* **To be done**
Type out the complete listing below word for word, without its pictures.
##### Information shown
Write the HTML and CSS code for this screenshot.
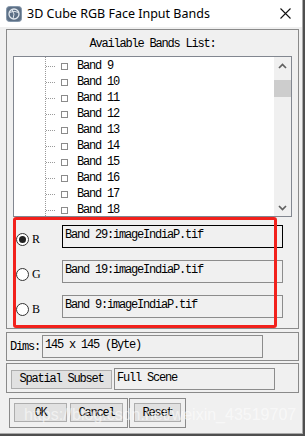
FILE: index.html
```html
<!DOCTYPE html>
<html lang="en">
<head>
  <meta charset="UTF-8" />
  <title>3D Cube RGB Face Input Bands</title>
  <link rel="stylesheet" href="styles.css">
</head>
<body>
  <div class="window">
    <div class="titlebar">
      <svg class="app-icon" width="16" height="16" viewBox="0 0 16 16">
        <rect x="0.5" y="0.5" width="15" height="15" rx="3" fill="#5d7086" stroke="#8497ab"/>
        <circle cx="8" cy="8" r="5" fill="none" stroke="#e3e9ef" stroke-width="1.3"/>
        <path d="M3.5 6.5 Q8 4 12.5 6.5" fill="none" stroke="#e3e9ef" stroke-width="1"/>
        <path d="M6 3.5 Q9.5 8 7 12.8" fill="none" stroke="#e3e9ef" stroke-width="1"/>
      </svg>
      <span class="title">3D Cube RGB Face Input Bands</span>
      <svg class="close" width="11" height="11" viewBox="0 0 11 11">
        <path d="M0.5 0.5 L10.5 10.5 M10.5 0.5 L0.5 10.5" stroke="#111" stroke-width="1.1"/>
      </svg>
    </div>

    <div class="group bands">
      <div class="caption">Available Bands List:</div>
      <div class="listbox">
        <ul class="tree">
          <li><span class="twig"></span><span class="check"></span>Band 9</li>
          <li><span class="twig"></span><span class="check"></span>Band 10</li>
          <li><span class="twig"></span><span class="check"></span>Band 11</li>
          <li><span class="twig"></span><span class="check"></span>Band 12</li>
          <li><span class="twig"></span><span class="check"></span>Band 13</li>
          <li><span class="twig"></span><span class="check"></span>Band 14</li>
          <li><span class="twig"></span><span class="check"></span>Band 15</li>
          <li><span class="twig"></span><span class="check"></span>Band 16</li>
          <li><span class="twig"></span><span class="check"></span>Band 17</li>
          <li><span class="twig"></span><span class="check"></span>Band 18</li>
        </ul>
        <div class="scrollbar">
          <div class="arrow">
            <svg width="9" height="6" viewBox="0 0 9 6"><polyline points="1,5 4.5,1.5 8,5" fill="none" stroke="#606060" stroke-width="1.7"/></svg>
          </div>
          <div class="thumb"></div>
          <div class="arrow down">
            <svg width="9" height="6" viewBox="0 0 9 6"><polyline points="1,1 4.5,4.5 8,1" fill="none" stroke="#606060" stroke-width="1.7"/></svg>
          </div>
        </div>
      </div>

      <div class="rgb">
        <div class="rgb-row">
          <label class="radio"><span class="dot on"></span>R</label>
          <div class="field active">Band 29:imageIndiaP.tif</div>
        </div>
        <div class="rgb-row">
          <label class="radio"><span class="dot"></span>G</label>
          <div class="field">Band 19:imageIndiaP.tif</div>
        </div>
        <div class="rgb-row">
          <label class="radio"><span class="dot"></span>B</label>
          <div class="field">Band 9:imageIndiaP.tif</div>
        </div>
      </div>
    </div>

    <div class="group dims">
      <span class="label">Dims:</span>
      <div class="field dims-field">145 x 145 (Byte)</div>
    </div>

    <div class="group subset">
      <button class="btn subset-btn">Spatial Subset</button>
      <div class="field subset-field">Full Scene</div>
    </div>

    <div class="actions">
      <div class="group btns">
        <button class="btn">OK</button>
        <button class="btn">Cancel</button>
      </div>
      <div class="group btns reset">
        <button class="btn">Reset</button>
      </div>
    </div>

    <div class="highlight"></div>
    <div class="watermark">https://blog.csdn.net/weixin_43519707</div>
  </div>
</body>
</html>
```

FILE: styles.css
```css
* {
  margin: 0;
  padding: 0;
  box-sizing: border-box;
}
body {
  background-color: #4f4f4f;
  font-family: "Liberation Mono", "DejaVu Sans Mono", monospace;
  font-size: 12px;
  letter-spacing: -1.2px;
  color: #000;
}
.window {
  position: relative;
  display: flex;
  flex-direction: column;
  width: 303px;
  height: 434px;
  background-color: #f0f0f0;
  border-right: 1px solid #a9a9a9;
  border-bottom: 1px solid #a9a9a9;
}
.titlebar {
  display: flex;
  align-items: center;
  height: 27px;
  background-color: #fff;
  padding-left: 6px;
  margin-bottom: 2px;
}
.title {
  margin-left: 5px;
  font-family: "Noto Sans", sans-serif;
  font-size: 12.5px;
  letter-spacing: 0;
  color: #000;
}
.close {
  margin-left: auto;
  margin-right: 11px;
}
.group {
  border: 1px solid #8a8a8a;
}
.bands {
  width: 293px;
  margin-left: 6px;
  padding: 7px 6px 10px 6px;
}
.caption {
  height: 14px;
  line-height: 14px;
  text-align: center;
  margin-bottom: 5px;
}
.listbox {
  display: flex;
  height: 161px;
  background-color: #fff;
  border: 1px solid #828790;
  overflow: hidden;
}
.tree {
  list-style: none;
  flex: 1;
  margin-left: 31px;
  padding-top: 1px;
  border-left: 1px dotted #9a9a9a;
}
.tree li {
  display: flex;
  align-items: center;
  height: 16px;
}
.twig {
  width: 9px;
  border-top: 1px dotted #9a9a9a;
  margin-right: 6px;
}
.check {
  width: 7px;
  height: 7px;
  border: 1px solid #8b8b8b;
  margin-right: 9px;
}
.scrollbar {
  display: flex;
  flex-direction: column;
  width: 17px;
  background-color: #f0f0f0;
}
.arrow {
  display: flex;
  align-items: center;
  justify-content: center;
  height: 17px;
}
.arrow.down {
  margin-top: auto;
}
.thumb {
  height: 17px;
  margin-top: 6px;
  background-color: #cdcdcd;
}
.rgb {
  display: flex;
  flex-direction: column;
  gap: 12px;
  margin-top: 8px;
}
.rgb-row {
  display: flex;
  height: 23px;
}
.radio {
  display: flex;
  align-items: center;
  width: 49px;
  height: 13px;
  margin-top: 8px;
  padding-left: 3px;
  font-family: "Liberation Serif", serif;
  font-size: 12px;
  letter-spacing: 0;
}
.dot {
  display: flex;
  align-items: center;
  justify-content: center;
  width: 13px;
  height: 13px;
  margin-right: 3px;
  border: 1px solid #333;
  border-radius: 50%;
  background-color: #fff;
}
.dot.on::after {
  content: "";
  width: 7px;
  height: 7px;
  border-radius: 50%;
  background-color: #222;
}
.field {
  width: 221px;
  height: 23px;
  padding: 2px 2px;
  line-height: 14px;
  border: 1px solid #8c8c8c;
  background-color: #f0f0f0;
  white-space: nowrap;
}
.field.active {
  border-color: #000;
}
.dims {
  display: flex;
  align-items: center;
  width: 293px;
  margin: 3px 0 0 6px;
  padding: 2px 0 2px 3px;
}
.label {
  width: 30px;
}
.dims-field {
  margin-left: 2px;
}
.subset {
  display: flex;
  align-items: center;
  width: 293px;
  margin: 2px 0 0 6px;
  padding: 4px 0 2px 4px;
}
.btn {
  height: 19px;
  font-family: inherit;
  font-size: 12px;
  letter-spacing: -1.2px;
  color: #000;
  background-color: #e1e1e1;
  border: 1px solid #adadad;
}
.subset-btn {
  width: 101px;
}
.subset-field {
  width: 161px;
  height: 22px;
  margin-left: 2px;
}
.actions {
  display: flex;
  margin: 5px 0 0 9px;
}
.btns {
  display: flex;
  gap: 3px;
  padding: 4px 4px 5px 4px;
}
.btns .btn {
  width: 53px;
}
.reset {
  margin-left: 1px;
}
.reset .btn {
  width: 47px;
}
.highlight {
  position: absolute;
  left: 13px;
  top: 217px;
  width: 264px;
  height: 111px;
  border: 3px solid #f2211c;
  border-radius: 3px;
}
.watermark {
  position: absolute;
  left: 24px;
  top: 406px;
  font-family: "Liberation Sans", sans-serif;
  font-size: 16px;
  letter-spacing: 0;
  color: rgba(255, 255, 255, 0.55);
  white-space: nowrap;
}
```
##########
* **Response to the exercise**
Write the HTML and CSS code for this screenshot.
FILE: index.html
```html
<!DOCTYPE html>
<html lang="en">
<head>
  <meta charset="UTF-8" />
  <title>3D Cube RGB Face Input Bands</title>
  <link rel="stylesheet" href="styles.css">
</head>
<body>
  <div class="window">
    <div class="titlebar">
      <svg class="app-icon" width="16" height="16" viewBox="0 0 16 16">
        <rect x="0.5" y="0.5" width="15" height="15" rx="3" fill="#5d7086" stroke="#8497ab"/>
        <circle cx="8" cy="8" r="5" fill="none" stroke="#e3e9ef" stroke-width="1.3"/>
        <path d="M3.5 6.5 Q8 4 12.5 6.5" fill="none" stroke="#e3e9ef" stroke-width="1"/>
        <path d="M6 3.5 Q9.5 8 7 12.8" fill="none" stroke="#e3e9ef" stroke-width="1"/>
      </svg>
      <span class="title">3D Cube RGB Face Input Bands</span>
      <svg class="close" width="11" height="11" viewBox="0 0 11 11">
        <path d="M0.5 0.5 L10.5 10.5 M10.5 0.5 L0.5 10.5" stroke="#111" stroke-width="1.1"/>
      </svg>
    </div>

    <div class="group bands">
      <div class="caption">Available Bands List:</div>
      <div class="listbox">
        <ul class="tree">
          <li><span class="twig"></span><span class="check"></span>Band 9</li>
          <li><span class="twig"></span><span class="check"></span>Band 10</li>
          <li><span class="twig"></span><span class="check"></span>Band 11</li>
          <li><span class="twig"></span><span class="check"></span>Band 12</li>
          <li><span class="twig"></span><span class="check"></span>Band 13</li>
          <li><span class="twig"></span><span class="check"></span>Band 14</li>
          <li><span class="twig"></span><span class="check"></span>Band 15</li>
          <li><span class="twig"></span><span class="check"></span>Band 16</li>
          <li><span class="twig"></span><span class="check"></span>Band 17</li>
          <li><span class="twig"></span><span class="check"></span>Band 18</li>
        </ul>
        <div class="scrollbar">
          <div class="arrow">
            <svg width="9" height="6" viewBox="0 0 9 6"><polyline points="1,5 4.5,1.5 8,5" fill="none" stroke="#606060" stroke-width="1.7"/></svg>
          </div>
          <div class="thumb"></div>
          <div class="arrow down">
            <svg width="9" height="6" viewBox="0 0 9 6"><polyline points="1,1 4.5,4.5 8,1" fill="none" stroke="#606060" stroke-width="1.7"/></svg>
          </div>
        </div>
      </div>

      <div class="rgb">
        <div class="rgb-row">
          <label class="radio"><span class="dot on"></span>R</label>
          <div class="field active">Band 29:imageIndiaP.tif</div>
        </div>
        <div class="rgb-row">
          <label class="radio"><span class="dot"></span>G</label>
          <div class="field">Band 19:imageIndiaP.tif</div>
        </div>
        <div class="rgb-row">
          <label class="radio"><span class="dot"></span>B</label>
          <div class="field">Band 9:imageIndiaP.tif</div>
        </div>
      </div>
    </div>

    <div class="group dims">
      <span class="label">Dims:</span>
      <div class="field dims-field">145 x 145 (Byte)</div>
    </div>

    <div class="group subset">
      <button class="btn subset-btn">Spatial Subset</button>
      <div class="field subset-field">Full Scene</div>
    </div>

    <div class="actions">
      <div class="group btns">
        <button class="btn">OK</button>
        <button class="btn">Cancel</button>
      </div>
      <div class="group btns reset">
        <button class="btn">Reset</button>
      </div>
    </div>

    <div class="highlight"></div>
    <div class="watermark">https://blog.csdn.net/weixin_43519707</div>
  </div>
</body>
</html>
```

FILE: styles.css
```css
* {
  margin: 0;
  padding: 0;
  box-sizing: border-box;
}
body {
  background-color: #4f4f4f;
  font-family: "Liberation Mono", "DejaVu Sans Mono", monospace;
  font-size: 12px;
  letter-spacing: -1.2px;
  color: #000;
}
.window {
  position: relative;
  display: flex;
  flex-direction: column;
  width: 303px;
  height: 434px;
  background-color: #f0f0f0;
  border-right: 1px solid #a9a9a9;
  border-bottom: 1px solid #a9a9a9;
}
.titlebar {
  display: flex;
  align-items: center;
  height: 27px;
  background-color: #fff;
  padding-left: 6px;
  margin-bottom: 2px;
}
.title {
  margin-left: 5px;
  font-family: "Noto Sans", sans-serif;
  font-size: 12.5px;
  letter-spacing: 0;
  color: #000;
}
.close {
  margin-left: auto;
  margin-right: 11px;
}
.group {
  border: 1px solid #8a8a8a;
}
.bands {
  width: 293px;
  margin-left: 6px;
  padding: 7px 6px 10px 6px;
}
.caption {
  height: 14px;
  line-height: 14px;
  text-align: center;
  margin-bottom: 5px;
}
.listbox {
  display: flex;
  height: 161px;
  background-color: #fff;
  border: 1px solid #828790;
  overflow: hidden;
}
.tree {
  list-style: none;
  flex: 1;
  margin-left: 31px;
  padding-top: 1px;
  border-left: 1px dotted #9a9a9a;
}
.tree li {
  display: flex;
  align-items: center;
  height: 16px;
}
.twig {
  width: 9px;
  border-top: 1px dotted #9a9a9a;
  margin-right: 6px;
}
.check {
  width: 7px;
  height: 7px;
  border: 1px solid #8b8b8b;
  margin-right: 9px;
}
.scrollbar {
  display: flex;
  flex-direction: column;
  width: 17px;
  background-color: #f0f0f0;
}
.arrow {
  display: flex;
  align-items: center;
  justify-content: center;
  height: 17px;
}
.arrow.down {
  margin-top: auto;
}
.thumb {
  height: 17px;
  margin-top: 6px;
  background-color: #cdcdcd;
}
.rgb {
  display: flex;
  flex-direction: column;
  gap: 12px;
  margin-top: 8px;
}
.rgb-row {
  display: flex;
  height: 23px;
}
.radio {
  display: flex;
  align-items: center;
  width: 49px;
  height: 13px;
  margin-top: 8px;
  padding-left: 3px;
  font-family: "Liberation Serif", serif;
  font-size: 12px;
  letter-spacing: 0;
}
.dot {
  display: flex;
  align-items: center;
  justify-content: center;
  width: 13px;
  height: 13px;
  margin-right: 3px;
  border: 1px solid #333;
  border-radius: 50%;
  background-color: #fff;
}
.dot.on::after {
  content: "";
  width: 7px;
  height: 7px;
  border-radius: 50%;
  background-color: #222;
}
.field {
  width: 221px;
  height: 23px;
  padding: 2px 2px;
  line-height: 14px;
  border: 1px solid #8c8c8c;
  background-color: #f0f0f0;
  white-space: nowrap;
}
.field.active {
  border-color: #000;
}
.dims {
  display: flex;
  align-items: center;
  width: 293px;
  margin: 3px 0 0 6px;
  padding: 2px 0 2px 3px;
}
.label {
  width: 30px;
}
.dims-field {
  margin-left: 2px;
}
.subset {
  display: flex;
  align-items: center;
  width: 293px;
  margin: 2px 0 0 6px;
  padding: 4px 0 2px 4px;
}
.btn {
  height: 19px;
  font-family: inherit;
  font-size: 12px;
  letter-spacing: -1.2px;
  color: #000;
  background-color: #e1e1e1;
  border: 1px solid #adadad;
}
.subset-btn {
  width: 101px;
}
.subset-field {
  width: 161px;
  height: 22px;
  margin-left: 2px;
}
.actions {
  display: flex;
  margin: 5px 0 0 9px;
}
.btns {
  display: flex;
  gap: 3px;
  padding: 4px 4px 5px 4px;
}
.btns .btn {
  width: 53px;
}
.reset {
  margin-left: 1px;
}
.reset .btn {
  width: 47px;
}
.highlight {
  position: absolute;
  left: 13px;
  top: 217px;
  width: 264px;
  height: 111px;
  border: 3px solid #f2211c;
  border-radius: 3px;
}
.watermark {
  position: absolute;
  left: 24px;
  top: 406px;
  font-family: "Liberation Sans", sans-serif;
  font-size: 16px;
  letter-spacing: 0;
  color: rgba(255, 255, 255, 0.55);
  white-space: nowrap;
}
```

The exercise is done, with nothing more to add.